E. WELDING Electric arc, mild steel, low-hydrogen and mig will be certified by end of three years.
(ALL APPRENTICES ARE GIVEN RELATED TECHNICAL TRAINING IN ALL PHASES OF THE WORK PROCESS).
The Selection Interview
Up to the point of the selection interview, the applicant process determines only that the applicant meets the basic qualifications. At the selection interview, the applicant meets personally with the members of the Joint Apprenticeship and Training Committee.
The Committee has before it the application with supporting documents. The personal interview is designed to gather information, which would indicate that the applicant could and would successfully complete the apprenticeship.

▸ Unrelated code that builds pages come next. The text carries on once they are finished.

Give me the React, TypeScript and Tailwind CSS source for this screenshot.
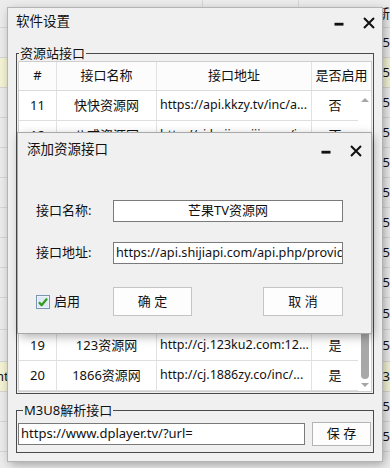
import React from 'react';

const FONT = { fontFamily: '"Noto Sans", "Noto Sans CJK SC", sans-serif' };

interface Row {
  id: number;
  name: string;
  url: string;
  on: string;
}

const rows: Row[] = [
  { id: 11, name: '快快资源网', url: 'https://api.kkzy.tv/inc/a...', on: '否' },
  { id: 12, name: '八戒资源网', url: 'http://cj.bajiecaiji.com/i...', on: '否' },
  { id: 13, name: '酷云资源网', url: 'http://caiji.kuyun98.co...', on: '是' },
  { id: 14, name: '最大资源网', url: 'http://www.zdziyuan.co...', on: '是' },
  { id: 15, name: '永久资源网', url: 'http://cj.yongjiuzyw.co...', on: '是' },
  { id: 16, name: '135资源网', url: 'http://cj.zycjw1.com/inc...', on: '是' },
  { id: 17, name: '麻花资源网', url: 'https://www.mhapi123.c...', on: '是' },
  { id: 18, name: '88资源网', url: 'http://www.88zyw.net/in...', on: '是' },
  { id: 19, name: '123资源网', url: 'http://cj.123ku2.com:12...', on: '是' },
  { id: 20, name: '1866资源网', url: 'http://cj.1886zy.co/inc/...', on: '是' },
];

// rows of the app behind the settings window
const bgRows = [
  { left: '', right: '更新', yellow: false, h: 'h-[28px]' },
  { left: '', right: '05', yellow: false, h: 'h-[30px]' },
  { left: '', right: '05', yellow: true, h: 'h-[30px]' },
  { left: '', right: '05', yellow: false, h: 'h-[30px]' },
  { left: '', right: '05', yellow: false, h: 'h-[30px]' },
  { left: '', right: '05', yellow: false, h: 'h-[30px]' },
  { left: '', right: '05', yellow: false, h: 'h-[30px]' },
  { left: '', right: '05', yellow: false, h: 'h-[30px]' },
  { left: '', right: '05', yellow: false, h: 'h-[30px]' },
  { left: '', right: '05', yellow: false, h: 'h-[30px]' },
  { left: '', right: '05', yellow: false, h: 'h-[32px]' },
  { left: '', right: '05', yellow: false, h: 'h-[32px]' },
  { left: 'nt', right: 'B3', yellow: true, h: 'h-[30px]' },
  { left: '', right: '05', yellow: false, h: 'h-[30px]' },
  { left: '', right: '05', yellow: false, h: 'h-[30px]' },
];

const MinIcon = () => (
  <svg width="12" height="12" viewBox="0 0 12 12">
    <rect x="1.5" y="5.8" width="9" height="2.8" fill="#111" />
  </svg>
);

const CloseIcon = () => (
  <svg width="14" height="14" viewBox="0 0 14 14">
    <path d="M2 2 L12 12 M12 2 L2 12" stroke="#111" strokeWidth="2" />
  </svg>
);

const Check = () => (
  <svg width="14" height="14" viewBox="0 0 14 14">
    <rect x="0.5" y="0.5" width="13" height="13" fill="#eef4fb" stroke="#7a94b4" />
    <rect x="2" y="2" width="10" height="10" fill="#dfe9f5" />
    <path d="M3 7.2 L5.6 10.2 L11 3.6" stroke="#2f9a1e" strokeWidth="2.2" fill="none" strokeLinejoin="round" />
  </svg>
);

const App: React.FC = () => {
  return (
    <div className="relative w-[390px] h-[468px] overflow-hidden bg-[#ececec] text-[#111]" style={FONT}>
      {/* background app grid */}
      <div className="flex flex-col">
        {bgRows.map((r, i) => (
          <div
            key={i}
            className={`${r.h} flex items-center border-b border-[#d6d6d6] text-[13px] ${r.yellow ? 'bg-[#f4f3d4]' : ''}`}
          >
            <div className="w-[215px] h-full flex items-center border-r border-[#d6d6d6] -ml-[4px]">{r.left}</div>
            <div className="w-[100px] h-full border-r border-[#d6d6d6]" />
            <div className="w-[68px] h-full" />
            <div className="whitespace-nowrap">{r.right}</div>
          </div>
        ))}
      </div>

      {/* main window */}
      <div className="absolute left-[8px] top-[8px] w-[374px] flex flex-col bg-[#f0f0f0] shadow-[0_0_0_1px_#b4b4b4,2px_3px_10px_rgba(0,0,0,0.35)]">
        <div className="h-[28px] flex items-center pl-[8px] pr-[6px]">
          <span className="text-[13.5px] leading-none">软件设置</span>
          <div className="ml-auto flex items-center gap-[17px] mt-[2px]">
            <MinIcon />
            <CloseIcon />
          </div>
        </div>

        <fieldset className="mx-[8px] mt-[9px] border border-[#4a4a4a] px-[1px] pb-[1px]">
          <legend className="ml-[1px] px-[1px] text-[13px] leading-[16px]">资源站接口</legend>
          <div className="border border-[#cfcfcf] bg-white h-[331px] overflow-hidden flex flex-col text-[13px]">
            <div className="h-[29px] shrink-0 grid grid-cols-[38px_100px_155px_59px] border-b border-[#dadada] bg-[#fcfcfc]">
              <div className="flex items-center justify-center border-r border-[#e2e2e2]">#</div>
              <div className="flex items-center justify-center border-r border-[#e2e2e2]">接口名称</div>
              <div className="flex items-center justify-center border-r border-[#e2e2e2]">接口地址</div>
              <div className="flex items-center justify-center whitespace-nowrap">是否启用</div>
            </div>
            <div className="flex flex-1 min-h-0">
              <div className="flex flex-col w-[339px]">
                {rows.map((r) => (
                  <div key={r.id} className="h-[30px] shrink-0 grid grid-cols-[38px_100px_155px_46px] border-b border-[#dedede]">
                    <div className="flex items-center justify-center border-r border-[#e2e2e2]">{r.id}</div>
                    <div className="flex items-center justify-center border-r border-[#e2e2e2] whitespace-nowrap">{r.name}</div>
                    <div className="flex items-center pl-[3px] border-r border-[#e2e2e2] whitespace-nowrap overflow-hidden text-[12.5px]">{r.url}</div>
                    <div className="flex items-center justify-center">{r.on}</div>
                  </div>
                ))}
              </div>
              <div className="w-[13px] flex flex-col items-center bg-white">
                <svg width="10" height="14" viewBox="0 0 10 14" className="mt-[2px]">
                  <path d="M1 9 L5 5 L9 9 Z" fill="#a6a6a6" />
                </svg>
                <div className="w-[8px] h-[178px] mt-[94px] rounded-[4px] bg-[#a8a8a8]" />
                <svg width="10" height="10" viewBox="0 0 10 10" className="mt-[1px]">
                  <path d="M1 3 L5 7 L9 3 Z" fill="#a6a6a6" />
                </svg>
              </div>
            </div>
          </div>
        </fieldset>

        <fieldset className="mx-[8px] mt-[8px] mb-[8px] border border-[#4a4a4a] px-[1px] pt-[4px] pb-[6px]">
          <legend className="ml-[5px] px-[1px] text-[13px] leading-[16px]">M3U8解析接口</legend>
          <div className="flex items-center gap-[7px]">
            <div className="w-[287px] h-[22px] border border-[#7a7a7a] bg-white flex items-center pl-[2px] text-[13px] whitespace-nowrap">
              https://www.dplayer.tv/?url=
            </div>
            <button className="w-[59px] h-[24px] border border-[#b4b4b4] bg-[#fdfdfd] text-[13px] flex items-center justify-center">
              保 存
            </button>
          </div>
        </fieldset>

        {/* add source dialog */}
        <div className="absolute left-[10px] top-[125px] w-[353px] h-[200px] flex flex-col bg-[#f0f0f0] shadow-[0_0_0_1px_#a8a8a8,2px_3px_10px_rgba(0,0,0,0.35)]">
          <div className="h-[34px] flex items-center pl-[9px] pr-[8px]">
            <span className="text-[13.5px] leading-none">添加资源接口</span>
            <div className="ml-auto flex items-center gap-[17px] mt-[2px]">
              <MinIcon />
              <CloseIcon />
            </div>
          </div>
          <div className="flex flex-col pl-[18px] text-[13px]">
            <div className="mt-[33px] h-[22px] flex items-center">
              <span className="w-[77px]">接口名称:</span>
              <div className="w-[230px] h-[22px] border border-[#7a7a7a] bg-white flex items-center justify-center whitespace-nowrap">
                芒果TV资源网
              </div>
            </div>
            <div className="mt-[20px] h-[22px] flex items-center">
              <span className="w-[77px]">接口地址:</span>
              <div className="w-[230px] h-[22px] border border-[#7a7a7a] bg-white flex items-center pl-[2px] whitespace-nowrap overflow-hidden text-[12.7px]">
                https://api.shijiapi.com/api.php/provide/vod/
              </div>
            </div>
            <div className="mt-[23px] h-[29px] flex items-center">
              <div className="w-[77px] flex items-center gap-[4px]">
                <Check />
                <span>启用</span>
              </div>
              <button className="w-[79px] h-[29px] border border-[#c4c4c4] bg-[#fdfdfd] flex items-center justify-center">
                确 定
              </button>
              <button className="ml-[71px] w-[80px] h-[29px] border border-[#c4c4c4] bg-[#fdfdfd] flex items-center justify-center">
                取 消
              </button>
            </div>
          </div>
        </div>
      </div>
    </div>
  );
};

export default App;
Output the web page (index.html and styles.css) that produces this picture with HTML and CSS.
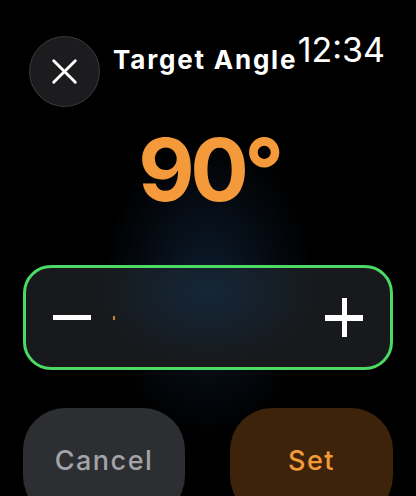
FILE: index.html
```html
<!DOCTYPE html>
<html>
<head>
<meta charset="utf-8">
<link rel="stylesheet" href="styles.css">
</head>
<body>
<div class="screen">
  <header class="top">
    <button class="close" aria-label="Close">
      <svg width="30" height="30" viewBox="0 0 30 30"><path d="M3 3 L27 27 M27 3 L3 27" stroke="#fff" stroke-width="3.2" stroke-linecap="round" fill="none"/></svg>
    </button>
    <h1 class="title">Target Angle</h1>
    <span class="time">12:34</span>
  </header>
  <div class="value">90°</div>
  <div class="stepper">
    <span class="minus"></span>
    <span class="tick"></span>
    <span class="plus"></span>
  </div>
  <div class="actions">
    <button class="btn cancel">Cancel</button>
    <button class="btn set">Set</button>
  </div>
</div>
</body>
</html>
```
FILE: styles.css
```css
html, body {
  margin: 0;
  padding: 0;
  background: #000;
}
.screen {
  position: relative;
  width: 416px;
  height: 496px;
  overflow: hidden;
  box-sizing: border-box;
  padding: 36px 23px 0 23px;
  font-family: Inter, "Liberation Sans", sans-serif;
  color: #fff;
  background:
    radial-gradient(ellipse 105px 150px at 208px 285px, rgba(14,32,52,0.85) 0%, rgba(9,20,33,0.6) 55%, rgba(0,0,0,0) 100%),
    #000;
  display: flex;
  flex-direction: column;
}
.screen > * {
  flex-shrink: 0;
}
.top {
  display: flex;
  align-items: flex-start;
  height: 71px;
}
.close {
  width: 71px;
  height: 71px;
  margin-left: 6px;
  border-radius: 50%;
  border: 1.5px solid #3a3a3c;
  background: #1c1c1e;
  display: flex;
  align-items: center;
  justify-content: center;
  padding: 0;
  box-sizing: border-box;
  flex-shrink: 0;
}
.close svg {
  width: 27px;
  height: 27px;
}
.title {
  margin: 9px 0 0 13px;
  font-size: 26px;
  font-weight: 700;
  letter-spacing: 1.8px;
  line-height: 30px;
  white-space: nowrap;
}
.time {
  position: absolute;
  top: 32px;
  right: 31px;
  font-size: 34px;
  font-weight: 400;
  line-height: 36px;
  letter-spacing: 0;
}
.value {
  margin-top: 19px;
  text-align: center;
  font-size: 87px;
  font-weight: 700;
  line-height: 88px;
  color: #f59a3a;
  letter-spacing: -4.5px;
  padding-left: 2px;
}
.stepper {
  margin-top: 51px;
  height: 105px;
  box-sizing: border-box;
  border: 3px solid #4cd964;
  border-radius: 28px;
  background:
    radial-gradient(ellipse 110px 70px at 50% 25%, rgba(18,44,68,0.7) 0%, rgba(18,44,68,0) 100%),
    #17191c;
  display: flex;
  align-items: center;
  padding: 0 27px;
}
.minus {
  width: 38px;
  height: 5px;
  background: #fff;
}
.tick {
  width: 2px;
  height: 4px;
  margin-left: 22px;
  background: #c9822e;
}
.plus {
  margin-left: auto;
  width: 38px;
  height: 39px;
  background:
    linear-gradient(#fff, #fff) center / 38px 6px no-repeat,
    linear-gradient(#fff, #fff) center / 5px 39px no-repeat;
}
.actions {
  margin-top: 38px;
  display: flex;
  justify-content: space-between;
}
.btn {
  height: 110px;
  border: none;
  border-radius: 42px;
  font-family: Inter, "Liberation Sans", sans-serif;
  font-size: 27px;
  font-weight: 500;
  letter-spacing: 1.5px;
  line-height: 30px;
  padding: 38px 0 0 0;
  box-sizing: border-box;
  display: flex;
  justify-content: center;
  align-items: flex-start;
}
.cancel {
  width: 162px;
  background: #2c2e32;
  color: #a3a3a8;
}
.set {
  width: 163px;
  background: #3c2309;
  color: #f59a3a;
}
```
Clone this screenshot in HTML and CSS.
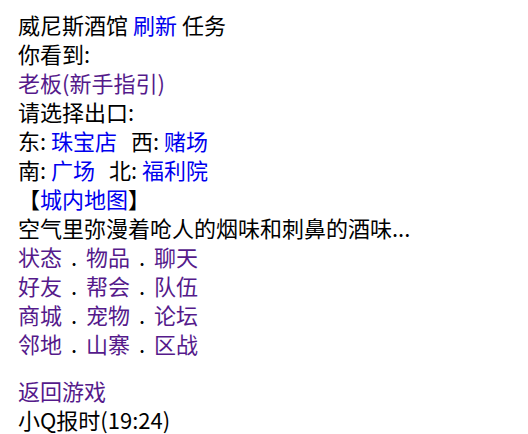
FILE: index.html
```html
<!DOCTYPE html>
<html lang="zh-CN">
<head>
<meta charset="utf-8">
<title>威尼斯酒馆</title>
<link rel="stylesheet" href="styles.css">
</head>
<body>
<div class="page">
  <div class="line">威尼斯酒馆 <a class="link" href="#">刷新</a> 任务</div>
  <div class="line">你看到:</div>
  <div class="line"><a class="link visited" href="#">老板(新手指引)</a></div>
  <div class="line">请选择出口:</div>
  <div class="line">东: <a class="link" href="#">珠宝店</a><span class="gap"></span>西: <a class="link" href="#">赌场</a></div>
  <div class="line">南: <a class="link" href="#">广场</a><span class="gap"></span>北: <a class="link" href="#">福利院</a></div>
  <div class="line"><span class="bracket">【</span><a class="link" href="#">城内地图</a><span class="bracket">】</span></div>
  <div class="line">空气里弥漫着呛人的烟味和刺鼻的酒味...</div>
  <div class="menu">
    <div class="line"><a class="link visited" href="#">状态</a><span class="dot">.</span><a class="link visited" href="#">物品</a><span class="dot">.</span><a class="link visited" href="#">聊天</a></div>
    <div class="line"><a class="link visited" href="#">好友</a><span class="dot">.</span><a class="link visited" href="#">帮会</a><span class="dot">.</span><a class="link visited" href="#">队伍</a></div>
    <div class="line"><a class="link visited" href="#">商城</a><span class="dot">.</span><a class="link visited" href="#">宠物</a><span class="dot">.</span><a class="link visited" href="#">论坛</a></div>
    <div class="line"><a class="link visited" href="#">邻地</a><span class="dot">.</span><a class="link visited" href="#">山寨</a><span class="dot">.</span><a class="link visited" href="#">区战</a></div>
  </div>
  <div class="footer">
    <div class="line"><a class="link visited" href="#">返回游戏</a></div>
    <div class="line">小Q报时(19:24)</div>
  </div>
</div>
</body>
</html>
```
FILE: styles.css
```css
html, body {
  margin: 0;
  padding: 0;
  background: #ffffff;
}
body {
  font-family: "Noto Sans CJK SC", "Noto Sans", sans-serif;
  font-size: 22px;
  color: #000000;
}
.page {
  padding: 10px 0 0 18px;
}
.line {
  line-height: 29px;
  height: 29px;
  white-space: nowrap;
}
.link {
  color: #0000ee;
  text-decoration: none;
}
.link.visited {
  color: #551a8b;
}
.gap {
  display: inline-block;
  width: 14px;
}
.bracket {
  color: #000000;
}
.dot {
  display: inline-block;
  width: 24px;
  text-align: center;
  color: #000000;
}
.footer {
  margin-top: 18px;
}
```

The Joint Apprenticeship and Training Committee is composed of people who are representatives of contractors who will hire and pay them, and of journeymen who will teach and work with them.
During the course of the interview, which is conducted on an informal and “get acquainted” basis, the Committee evaluates the applicant in these respects:
(a) Attitudes-towards oneself, fellow workers, supervisors, and society in general.
(b) Concept of the trade-work experience and familiarity with the trade. School subjects and grades. Willingness to work and study.
(c) Personal Traits-judgment, sense of responsibility, ambition, interests.
The applicants should use the interview to satisfy themselves that they will be accorded fair and just treatment throughout the period of their apprenticeship. (This is provided by the Standards and included in the Apprenticeship Agreement.)
The applicant should understand that the people serving on the Committee and conducting the selection interview are responsible people in the construction industry who want to help them as much as they want to help themselves.